The Architecture of Resilience: Moving Beyond "It Works on My Machine"

I am Ancel Ajanga (Duke), a Staff Software Engineer and Lead Systems Architect based in Nairobi. My engineering ethos is simple: building software isn't about stringing APIs together. It's about designing systems that can survive failure, scale under extreme pressure, and maintain strict transactional integrity.

The Genesis of a Systems Engineer

When I first began coding in 2021, my focus was entirely on the surface layer. I was building interactive UIs, stitching together simple database queries, and relying heavily on the default configurations of tools like React and Express. If a feature worked in staging, I shipped it.

However, as I began tackling enterprise-level problems, the fragility of standard MVC applications became terrifyingly apparent. A dropped database connection during a financial transaction didn't just crash a server—it corrupted ledgers. A sudden spike in user registration didn't just slow down a UI—it overwhelmed the thread pool, causing cascading failures across loosely coupled microservices.

This realization marked my transition from a traditional "Fullstack Developer" to a Systems Architect. I stopped asking "How do I build this feature?" and started asking "How does this feature fail, and how can the system heal itself when it does?"

Defining the "Blind Trust" Problem

One of the most profound challenges in modern distributed architecture is what I call the "Blind Trust" problem. In standard RESTful microservices, Service A sends a payload to Service B, receives a 200 OK, and blindly trusts that Service B has successfully persisted the data.

What happens if Service B's database connection is severed exactly after it sends the 200 OK? What if the message broker drops the event?

I tackled this aggressively when architecting NestFi, a decentralized financial engineering platform. In financial systems, a dropped record isn't a UI bug; it's lost capital.
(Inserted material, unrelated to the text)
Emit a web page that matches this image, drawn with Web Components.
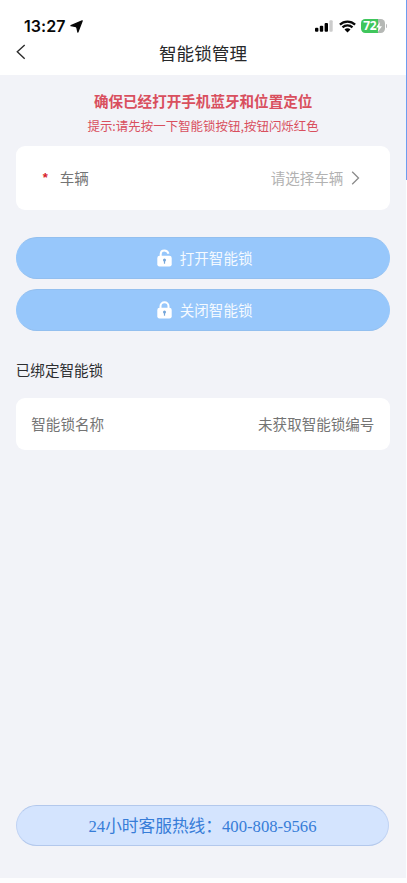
<!DOCTYPE html>
<html lang="zh-CN">
<head>
<meta charset="utf-8">
<title>智能锁管理</title>
<style>
html,body{margin:0;height:100%;background:#fdfdfe;overflow:hidden}
body{font-family:"Noto Sans CJK SC",sans-serif}
</style>
</head>
<body>
<lock-page></lock-page>
<script>
const define = (name, html) => customElements.define(name, class extends HTMLElement {
  constructor() {
    super();
    const t = document.createElement('template');
    t.innerHTML = html;
    this.attachShadow({mode: 'open'}).append(t.content.cloneNode(true));
  }
});

define('status-bar', `<style>
:host{display:flex;height:37px;box-sizing:border-box;padding:16px 19px 0 24px;justify-content:space-between;color:#080808;font-family:Inter,sans-serif}
.l,.r{display:flex;height:20px;align-items:center}
.t{font-size:16px;font-weight:600;line-height:20px;width:42px;white-space:nowrap;letter-spacing:.05px}
.l svg{margin-left:4px}
svg{display:block}
.w{margin:0 5px 0 6px}
.b{width:24px;height:13.6px;border-radius:4.2px;background:linear-gradient(90deg,#3fc65c 72%,#b5b8b5 72%);display:flex;align-items:center;padding-left:2.5px;box-sizing:border-box;color:#fff;font:700 12px/12px "Open Sans",Inter,sans-serif;letter-spacing:-.4px}
.b svg{margin-top:1px}
.n{width:1.5px;height:4px;border-radius:0 2px 2px 0;background:#bbb;margin-left:.8px}
</style>
<div class="l"><span class="t">13:27</span><svg width="13" height="13" viewBox="0 0 13 13"><path d="M12.2.8 7.9 12.1 6.9 7.6 6.1 6.5 1 5.7Z" fill="#080808" stroke="#080808" stroke-width="1.3" stroke-linejoin="round"/></svg></div>
<div class="r"><svg width="18" height="12" viewBox="0 0 18 12"><rect y="7.8" width="3.4" height="3.9" rx="1"/><rect x="4.8" y="5.8" width="3.4" height="5.9" rx="1"/><rect x="9.6" y="3.1" width="3.4" height="8.6" rx="1"/><rect x="14.4" y=".2" width="3.3" height="11.5" rx="1" fill="#ccc"/></svg>
<svg class="w" width="17" height="13" viewBox="0 0 17 13"><path d="M.9 4.6a11 11 0 0 1 15.2 0M3.5 7.4a7.2 7.2 0 0 1 10 0" fill="none" stroke="#080808" stroke-width="2.2"/><path d="M5.5 9.5a4.2 4.2 0 0 1 6 0L8.5 12.5Z"/></svg>
<div class="b">72<svg width="6" height="10" viewBox="0 0 6 10"><path d="M4 0 .1 5.5h2.5L1.8 10 6 4.2H3.4Z" fill="#fff"/></svg></div><i class="n"></i></div>`);

define('nav-bar', `<style>
:host{display:grid;grid-template-columns:48px 1fr 48px;height:38px;color:#27282a;width:406px}
svg{display:block;margin:7px 0 0 16px}
.t{text-align:center;font-size:17.6px;line-height:31px}
</style><svg width="10" height="16" viewBox="0 0 10 16"><path d="M8.7 1 1.3 7.8l7.4 6.9" fill="none" stroke="#2b2b2b" stroke-width="1.4"/></svg><div class="t"><slot></slot></div>`);

define('lock-notice', `<style>
:host{display:flex;flex-direction:column;align-items:center;height:71px;padding-top:14px;box-sizing:border-box;color:#d94f5e;white-space:nowrap}
.a{font-size:14.57px;font-weight:700;line-height:24px}.b{font-size:12.48px;line-height:26px}
</style><div class="a"><slot name="title"></slot></div><div class="b"><slot></slot></div>`);

define('white-card', `<style>
:host{display:flex;align-items:center;justify-content:space-between;box-sizing:border-box;background:#fff;border-radius:9px;color:#747474;font-size:14.55px;white-space:nowrap}
</style><slot></slot>`);

define('vehicle-label', `<style>
:host{display:flex;align-items:center;line-height:22px}i{font:bold 13px/22px "Liberation Sans",sans-serif;color:#d8222b;width:17px}
</style><i>*</i><slot></slot>`);

define('vehicle-picker', `<style>
:host{display:flex;align-items:center;color:#b2b2b2;line-height:22px}svg{margin-left:8px}
</style><slot></slot><svg width="9" height="14" viewBox="0 0 9 14"><path d="m1.2.8 6.3 6.2-6.3 6.2" fill="none" stroke="#8b8b8b" stroke-width="1.3"/></svg>`);

define('lock-button', `<style>
:host{display:flex;align-items:center;justify-content:center;box-sizing:border-box;height:42px;border-radius:21px;background:#97c7fb;border:1px solid #97c7fb;border-block-color:#93bfef;color:#f5faff;font-size:14.55px;line-height:22px;gap:8px;padding-left:3px}
svg{display:block}.open,.shut{display:none}:host([open]) .open,:host(:not([open])) .shut{display:block}
</style><svg width="15" height="18" viewBox="0 0 15 18"><g fill="none" stroke="#fff" stroke-width="2"><path class="open" d="M3.7 8V4.9a3.6 3.6 0 0 1 3.6-3.4q3.3 0 4.2 3.3"/><path class="shut" d="M3.5 8V5.3a4 4 0 0 1 8 0V8"/></g><rect x=".3" y="6.7" width="14.4" height="10.8" rx="2.3" fill="#fff"/><circle cx="7.5" cy="11" r="1.5" fill="#75a6d9"/><path d="M7.5 11v3.7" stroke="#75a6d9" stroke-width="1.2"/></svg><span><slot></slot></span>`);

define('service-line', `<style>
:host{display:flex;align-items:center;justify-content:center;box-sizing:border-box;height:41px;border:1px solid #c1d3f3;border-block-color:#b3c8ec;border-radius:21px;background:#d4e4fe;color:#377dd8;font:16.7px/24px "Liberation Serif","Noto Sans CJK SC",serif;white-space:nowrap;padding-top:2px}
</style><slot></slot>`);

define('lock-page', `<style>
:host{display:grid;grid-template-columns:406px 1px;height:883px;width:407px}
.screen{display:flex;flex-direction:column;height:878px;background:#f2f3f8}
header{background:#fff;height:75px}
main{display:flex;flex-direction:column;flex:1;padding:0 15.6px 0 15.8px}
.car{height:64px;padding:0 30px 1px 27px}
.actions{display:flex;flex-direction:column;gap:10px;margin-top:27px}
h2{font-size:14.55px;font-weight:400;color:#2c2d30;line-height:24px;margin:27px 0 16px}
.bound{height:52px;padding:0 16px 2px 15.5px}
service-line{margin:auto 1.5px 32px .3px}
.edge{height:180px;background:#6d9df0}
</style>
<div class="screen"><header><status-bar></status-bar><nav-bar>智能锁管理</nav-bar></header>
<main><lock-notice><span slot="title">确保已经打开手机蓝牙和位置定位</span>提示:请先按一下智能锁按钮,按钮闪烁红色</lock-notice>
<white-card class="car"><vehicle-label>车辆</vehicle-label><vehicle-picker>请选择车辆</vehicle-picker></white-card>
<div class="actions"><lock-button open>打开智能锁</lock-button><lock-button>关闭智能锁</lock-button></div>
<h2>已绑定智能锁</h2>
<white-card class="bound"><span>智能锁名称</span><span>未获取智能锁编号</span></white-card>
<service-line>24小时客服热线&#xFF1A;400-808-9566</service-line></main></div><div class="edge"></div>`);
</script>
</body>
</html>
To solve this, I moved away from standard request-response cycles and implemented a strict, immutable append-only ledger pattern.
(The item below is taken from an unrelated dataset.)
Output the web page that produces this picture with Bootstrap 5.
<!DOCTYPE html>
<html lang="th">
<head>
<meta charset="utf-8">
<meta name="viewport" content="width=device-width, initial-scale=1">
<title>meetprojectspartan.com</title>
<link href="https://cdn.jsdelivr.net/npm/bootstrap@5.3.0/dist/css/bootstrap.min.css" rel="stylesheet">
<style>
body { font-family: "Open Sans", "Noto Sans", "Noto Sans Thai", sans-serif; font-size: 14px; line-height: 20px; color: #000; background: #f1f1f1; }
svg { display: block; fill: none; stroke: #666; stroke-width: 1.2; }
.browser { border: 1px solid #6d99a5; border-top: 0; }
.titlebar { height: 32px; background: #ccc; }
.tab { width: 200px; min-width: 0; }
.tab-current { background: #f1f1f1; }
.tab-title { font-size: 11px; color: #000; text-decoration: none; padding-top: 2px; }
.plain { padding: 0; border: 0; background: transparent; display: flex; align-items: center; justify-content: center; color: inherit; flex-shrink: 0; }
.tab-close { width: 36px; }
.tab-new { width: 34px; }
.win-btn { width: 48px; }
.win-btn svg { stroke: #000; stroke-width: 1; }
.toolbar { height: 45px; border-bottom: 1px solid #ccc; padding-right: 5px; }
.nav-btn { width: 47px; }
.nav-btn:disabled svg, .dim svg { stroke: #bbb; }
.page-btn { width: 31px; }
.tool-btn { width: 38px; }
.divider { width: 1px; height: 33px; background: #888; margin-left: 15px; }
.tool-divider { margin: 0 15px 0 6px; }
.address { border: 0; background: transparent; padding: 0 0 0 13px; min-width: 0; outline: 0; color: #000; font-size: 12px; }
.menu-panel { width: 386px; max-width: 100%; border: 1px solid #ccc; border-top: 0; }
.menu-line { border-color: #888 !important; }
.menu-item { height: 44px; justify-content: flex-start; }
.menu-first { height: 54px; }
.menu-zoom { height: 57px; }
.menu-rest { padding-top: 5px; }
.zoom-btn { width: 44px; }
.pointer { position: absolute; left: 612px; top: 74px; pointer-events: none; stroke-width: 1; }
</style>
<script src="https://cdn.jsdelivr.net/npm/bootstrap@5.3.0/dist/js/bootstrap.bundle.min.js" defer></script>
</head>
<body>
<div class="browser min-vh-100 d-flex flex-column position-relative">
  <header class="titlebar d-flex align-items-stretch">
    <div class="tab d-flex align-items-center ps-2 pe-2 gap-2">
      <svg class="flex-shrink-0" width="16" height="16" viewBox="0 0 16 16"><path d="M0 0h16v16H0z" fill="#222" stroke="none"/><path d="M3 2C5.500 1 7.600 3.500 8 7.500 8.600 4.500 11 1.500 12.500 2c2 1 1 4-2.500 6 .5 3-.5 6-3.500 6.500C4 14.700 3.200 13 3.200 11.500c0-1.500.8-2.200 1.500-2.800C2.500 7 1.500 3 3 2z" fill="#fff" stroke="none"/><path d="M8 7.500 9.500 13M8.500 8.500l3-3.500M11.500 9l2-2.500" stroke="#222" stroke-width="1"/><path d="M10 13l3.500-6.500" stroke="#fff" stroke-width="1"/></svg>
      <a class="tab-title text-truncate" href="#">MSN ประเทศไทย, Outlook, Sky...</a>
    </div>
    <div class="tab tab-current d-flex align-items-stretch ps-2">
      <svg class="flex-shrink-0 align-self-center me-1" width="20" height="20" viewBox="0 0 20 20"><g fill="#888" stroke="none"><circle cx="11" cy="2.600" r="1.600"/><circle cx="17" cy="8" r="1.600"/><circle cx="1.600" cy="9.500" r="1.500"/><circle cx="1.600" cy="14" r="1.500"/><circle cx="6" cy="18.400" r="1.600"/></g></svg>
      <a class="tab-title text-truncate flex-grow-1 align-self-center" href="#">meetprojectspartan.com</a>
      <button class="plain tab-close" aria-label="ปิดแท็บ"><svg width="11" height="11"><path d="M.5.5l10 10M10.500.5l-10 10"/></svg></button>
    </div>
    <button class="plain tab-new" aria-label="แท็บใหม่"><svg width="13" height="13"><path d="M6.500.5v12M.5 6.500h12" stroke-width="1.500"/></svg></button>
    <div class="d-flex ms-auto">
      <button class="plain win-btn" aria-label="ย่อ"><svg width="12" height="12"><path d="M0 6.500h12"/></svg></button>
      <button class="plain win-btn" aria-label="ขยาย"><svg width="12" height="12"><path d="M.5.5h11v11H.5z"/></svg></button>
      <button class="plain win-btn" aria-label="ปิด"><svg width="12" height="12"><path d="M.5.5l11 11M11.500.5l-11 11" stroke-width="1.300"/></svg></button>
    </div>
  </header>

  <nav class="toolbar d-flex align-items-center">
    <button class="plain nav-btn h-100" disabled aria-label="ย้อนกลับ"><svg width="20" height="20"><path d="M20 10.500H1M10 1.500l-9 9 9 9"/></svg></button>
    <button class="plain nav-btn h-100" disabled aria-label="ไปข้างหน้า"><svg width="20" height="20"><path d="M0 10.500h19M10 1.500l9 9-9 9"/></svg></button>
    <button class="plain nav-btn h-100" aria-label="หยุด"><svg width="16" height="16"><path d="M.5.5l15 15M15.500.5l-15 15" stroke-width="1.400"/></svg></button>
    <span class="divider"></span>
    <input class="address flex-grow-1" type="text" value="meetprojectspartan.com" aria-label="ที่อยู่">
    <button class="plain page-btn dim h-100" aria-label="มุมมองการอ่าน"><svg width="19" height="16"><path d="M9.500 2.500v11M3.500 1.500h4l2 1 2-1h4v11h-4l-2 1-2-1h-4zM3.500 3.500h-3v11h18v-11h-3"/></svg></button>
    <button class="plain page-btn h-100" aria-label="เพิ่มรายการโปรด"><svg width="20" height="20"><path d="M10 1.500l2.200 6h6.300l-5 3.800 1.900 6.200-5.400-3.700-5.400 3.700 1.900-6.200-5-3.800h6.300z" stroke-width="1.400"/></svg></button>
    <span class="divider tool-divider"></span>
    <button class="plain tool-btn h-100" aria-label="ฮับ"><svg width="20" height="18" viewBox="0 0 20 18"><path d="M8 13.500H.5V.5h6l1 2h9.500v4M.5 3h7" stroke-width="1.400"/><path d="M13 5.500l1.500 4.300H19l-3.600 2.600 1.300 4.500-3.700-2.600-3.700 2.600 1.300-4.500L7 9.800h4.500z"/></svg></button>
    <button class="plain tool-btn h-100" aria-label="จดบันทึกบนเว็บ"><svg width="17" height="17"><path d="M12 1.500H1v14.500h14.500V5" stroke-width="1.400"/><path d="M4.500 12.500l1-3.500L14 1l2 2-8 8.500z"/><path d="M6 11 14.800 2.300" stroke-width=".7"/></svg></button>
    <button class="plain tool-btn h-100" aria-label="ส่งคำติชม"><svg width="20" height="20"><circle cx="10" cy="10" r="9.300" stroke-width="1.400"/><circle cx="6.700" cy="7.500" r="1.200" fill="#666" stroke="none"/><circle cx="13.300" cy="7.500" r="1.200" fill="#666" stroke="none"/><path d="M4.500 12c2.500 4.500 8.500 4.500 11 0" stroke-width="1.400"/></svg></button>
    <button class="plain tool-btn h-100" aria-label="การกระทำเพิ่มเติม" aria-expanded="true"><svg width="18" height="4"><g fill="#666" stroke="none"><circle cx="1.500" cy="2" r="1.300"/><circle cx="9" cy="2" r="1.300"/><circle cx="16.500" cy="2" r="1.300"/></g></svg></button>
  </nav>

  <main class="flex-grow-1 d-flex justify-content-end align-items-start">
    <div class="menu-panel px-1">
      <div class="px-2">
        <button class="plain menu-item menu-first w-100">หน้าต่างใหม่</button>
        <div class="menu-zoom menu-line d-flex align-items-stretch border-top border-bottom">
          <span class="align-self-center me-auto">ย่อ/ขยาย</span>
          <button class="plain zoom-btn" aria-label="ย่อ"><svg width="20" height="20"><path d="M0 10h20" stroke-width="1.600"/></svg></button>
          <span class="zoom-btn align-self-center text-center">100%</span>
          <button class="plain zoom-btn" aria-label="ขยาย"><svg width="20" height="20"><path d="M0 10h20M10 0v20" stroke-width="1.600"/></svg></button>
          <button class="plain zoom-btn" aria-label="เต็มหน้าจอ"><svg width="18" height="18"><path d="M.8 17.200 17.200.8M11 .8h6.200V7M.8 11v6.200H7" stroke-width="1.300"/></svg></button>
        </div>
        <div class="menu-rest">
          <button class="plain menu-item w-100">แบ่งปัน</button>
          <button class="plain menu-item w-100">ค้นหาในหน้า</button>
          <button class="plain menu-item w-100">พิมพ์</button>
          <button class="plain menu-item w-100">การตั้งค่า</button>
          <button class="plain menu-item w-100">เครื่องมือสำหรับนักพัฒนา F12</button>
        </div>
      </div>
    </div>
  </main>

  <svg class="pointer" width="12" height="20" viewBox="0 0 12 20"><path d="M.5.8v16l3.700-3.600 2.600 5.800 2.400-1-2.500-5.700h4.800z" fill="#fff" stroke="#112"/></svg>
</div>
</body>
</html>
  • Every mutation generates a cryptographically unique UUID v7.
  • Write operations are placed into an idempotent Event Queue (Kafka/BullMQ).
  • The system employs an Outbox Pattern—ensuring that an event is never dispatched unless the local database transaction has successfully committed.

This ensures that even if a node is wiped from existence mid-request, the system state remains perfectly consistent and reconcilable.
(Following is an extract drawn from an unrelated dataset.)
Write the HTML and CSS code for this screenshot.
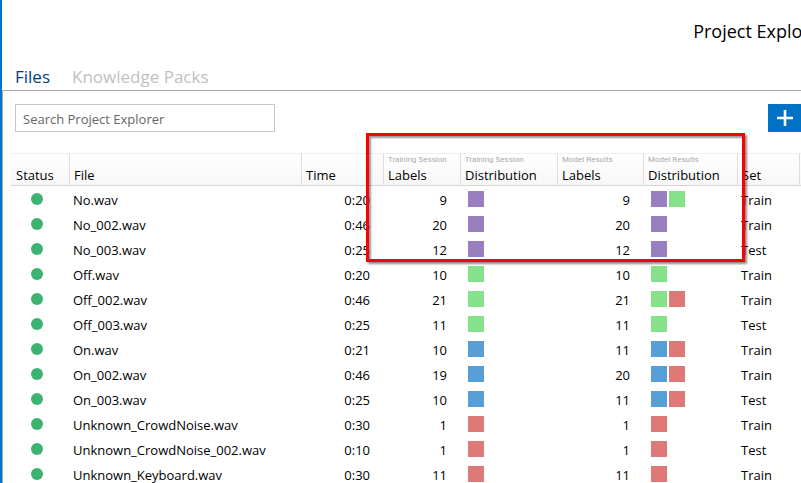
FILE: index.html
```html
<!DOCTYPE html>
<html lang="en">
<head>
<meta charset="utf-8">
<title>Project Explorer</title>
<link rel="stylesheet" href="styles.css">
</head>
<body>
<div class="window">
  <header class="titlebar"><h1 class="title">Project Explorer</h1></header>
  <nav class="tabs">
    <button class="tab tab-active" type="button">Files</button>
    <button class="tab" type="button">Knowledge Packs</button>
  </nav>
  <main class="panel">
    <div class="toolbar">
      <input class="search" type="text" aria-label="Search Project Explorer" placeholder="Search Project Explorer">
      <button class="add" type="button" aria-label="Add file">
        <svg width="16" height="16" viewBox="0 0 16 16" aria-hidden="true"><path d="M8 0V16M0 8H16" stroke="#fff" stroke-width="2.6"/></svg>
      </button>
    </div>
    <div class="grid">
      <table class="files">
        <colgroup>
          <col class="c-status"><col class="c-file"><col class="c-time"><col class="c-tlabels"><col class="c-tdist"><col class="c-mlabels"><col class="c-mdist"><col class="c-set"><col>
        </colgroup>
        <thead>
          <tr>
            <th>Status</th><th>File</th><th>Time</th>
            <th><small>Training Session</small>Labels</th>
            <th><small>Training Session</small>Distribution</th>
            <th><small>Model Results</small>Labels</th>
            <th><small>Model Results</small>Distribution</th>
            <th>Set</th><th></th>
          </tr>
        </thead>
        <tbody id="rows"></tbody>
      </table>
      <div class="highlight"></div>
    </div>
  </main>
</div>
<script src="app.js"></script>
</body>
</html>
```
FILE: styles.css
```css
* { box-sizing: border-box; }

body {
  margin: 0;
  overflow: hidden;
  background: #fff;
  color: #000;
  font: 13px/24px "Open Sans", "Noto Sans", sans-serif;
}

button, input { font: inherit; }

.window {
  height: 100vh;
  display: flex;
  flex-direction: column;
  overflow: hidden;
  border-left: 2px solid #0072c9;
}

.titlebar { height: 62px; padding-top: 19px; overflow: hidden; }

.title {
  margin: 0 0 0 86.5%;
  font-size: 18px;
  font-weight: 400;
  line-height: 24px;
  white-space: nowrap;
}

.tabs {
  height: 28px;
  display: flex;
  gap: 22px;
  padding-left: 13px;
}

.tab {
  padding: 0;
  border: 0;
  background: none;
  color: #bfbfbf;
  font-size: 17px;
  line-height: 30px;
}

.tab-active { color: #003e7e; }

.panel {
  flex: 1;
  min-height: 0;
  overflow: hidden;
  border-top: 1px solid #a9a9a9;
  border-left: 1px solid #a9a9a9;
}

.toolbar {
  display: flex;
  justify-content: space-between;
  padding: 13px 0 21px 12px;
}

.search {
  width: 260px;
  height: 28px;
  padding: 2px 7px 0;
  border: 1px solid #c6c6c6;
  background: #fff;
  color: #000;
}

.search::placeholder { color: #666; opacity: 1; }

.add {
  width: 33px;
  height: 28px;
  padding: 0;
  border: 0;
  background: #0072c6;
  display: grid;
  place-items: center;
}

.grid { position: relative; padding-left: 8px; }

.files {
  width: 100%;
  table-layout: fixed;
  border-collapse: separate;
  border-spacing: 0;
}

.c-status { width: 59px; }
.c-file { width: 232px; }
.c-time { width: 82px; }
.c-tlabels { width: 77px; }
.c-tdist { width: 97px; }
.c-mlabels { width: 86px; }
.c-mdist { width: 94px; }
.c-set { width: 62px; }

th {
  height: 33px;
  padding: 0 4px 1px;
  border: solid #d5d5d5;
  border-width: 1px 1px 1px 0;
  border-top-color: #f0f0f0;
  border-right-color: #dedede;
  background: linear-gradient(#fff, #f7f7f8);
  font-weight: 400;
  line-height: 18px;
  text-align: left;
  vertical-align: bottom;
  white-space: nowrap;
}

th:first-child { padding-left: 5px; }
th:last-child { border-right: 0; }

th small {
  display: block;
  color: #aaa;
  font-family: Roboto, sans-serif;
  font-size: 8px;
  line-height: 12px;
}

td {
  height: 25px;
  padding: 3px 4px 0 3px;
  line-height: 22px;
  white-space: nowrap;
}

td.num { padding-right: 14px; text-align: right; }

.dot {
  display: block;
  width: 12px;
  height: 12px;
  margin: 0 auto 2px 17px;
  border-radius: 50%;
  background: #3cb371;
}

.swatches { display: flex; gap: 2px; padding: 0 0 3px 4px; }
.swatch { width: 16px; height: 16px; }
.purple { background: #997fbf; }
.green { background: #85e28a; }
.blue { background: #579dd6; }
.red { background: #de7977; }

.highlight {
  position: absolute;
  top: -20px;
  left: 363px;
  width: 379px;
  height: 129px;
  border: 3px solid #f00;
  box-shadow: 2px 2px 2px rgba(0, 0, 0, .45), inset 2px 2px 2px rgba(0, 0, 0, .4);
  pointer-events: none;
}
```
FILE: app.js
```js
const files = [
  ["No.wav", "0:20", 9, ["purple"], 9, ["purple", "green"], "Train"],
  ["No_002.wav", "0:46", 20, ["purple"], 20, ["purple"], "Train"],
  ["No_003.wav", "0:25", 12, ["purple"], 12, ["purple"], "Test"],
  ["Off.wav", "0:20", 10, ["green"], 10, ["green"], "Train"],
  ["Off_002.wav", "0:46", 21, ["green"], 21, ["green", "red"], "Train"],
  ["Off_003.wav", "0:25", 11, ["green"], 11, ["green"], "Test"],
  ["On.wav", "0:21", 10, ["blue"], 11, ["blue", "red"], "Train"],
  ["On_002.wav", "0:46", 19, ["blue"], 20, ["blue", "red"], "Train"],
  ["On_003.wav", "0:25", 10, ["blue"], 11, ["blue", "red"], "Test"],
  ["Unknown_CrowdNoise.wav", "0:30", 1, ["red"], 1, ["red"], "Train"],
  ["Unknown_CrowdNoise_002.wav", "0:10", 1, ["red"], 1, ["red"], "Test"],
  ["Unknown_Keyboard.wav", "0:30", 11, ["red"], 11, ["red"], "Train"]
];

const swatches = colors =>
  `<div class="swatches">${colors.map(c => `<span class="swatch ${c}"></span>`).join("")}</div>`;

document.getElementById("rows").innerHTML = files.map(([name, time, tl, td, ml, md, set]) => `
  <tr>
    <td><span class="dot"></span></td>
    <td>${name}</td>
    <td class="num">${time}</td>
    <td class="num">${tl}</td>
    <td>${swatches(td)}</td>
    <td class="num">${ml}</td>
    <td>${swatches(md)}</td>
    <td>${set}</td>
    <td></td>
  </tr>`).join("");
```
Self-Healing Infrastructure

Resilience isn't just about data; it's about network topography. When building Aegis, a high-performance machine learning operational gateway, the primary threat vector wasn't bad data—it was bad traffic. Model inference is notoriously expensive. A standard DDoS attack or even an accidental stampeding herd of legitimate users can exhaust GPU compute in seconds.

My approach to Aegis was to build infrastructure that acts as a fortress. I employed Redis Enterprise acting not just as a cache, but as a rigid rate-limiting barricade implementing Token Bucket algorithms.

"A system is only as strong as its ability to reject bad work quickly."

Before a request ever hits the inference engine, Aegis evaluates the JWT against OPA (Open Policy Agent) rules, checks the Redis quota, and inspects the payload signature. If the system detects strain, it automatically triggers Circuit Breakers, returning cached historical inferences or graceful degradation messages rather than allowing the core database to lock up.

Data Sovereignty and Zero-Knowledge Contexts

As distributed systems grow, so does the attack surface. In my work on Inkly, the requirement was absolute data sovereignty. Users needed collaborative spaces where even the server administrators could not read the underlying data.

This required pivoting from standard TLS encryption to a strict Zero-Knowledge (ZK) architecture. I engineered a lifecycle where cryptographic keys are generated and held exclusively on the client. Data payloads are encrypted in the browser using AES-GCM before ever touching a network socket. The backend (Node.js/PostgreSQL) simply acts as a blind relay, storing encrypted blobs and validating multi-tenant access via cryptographically signed intents.

Closing Thoughts: The Future is Distributed

The era of the "simple web app" is dying. Today's applications are highly concurrent, globally distributed ecosystems that demand rigorous engineering at every layer—from responsive, hardware-accelerated UIs down to idempotent database clustering.

My goal as an architect is to continue designing these systems. Whether it's optimizing a React render cycle to maintain 60fps under heavy load, or sharding a PostgreSQL database to handle tens of thousands of concurrent writes, my focus remains singular: building software that survives.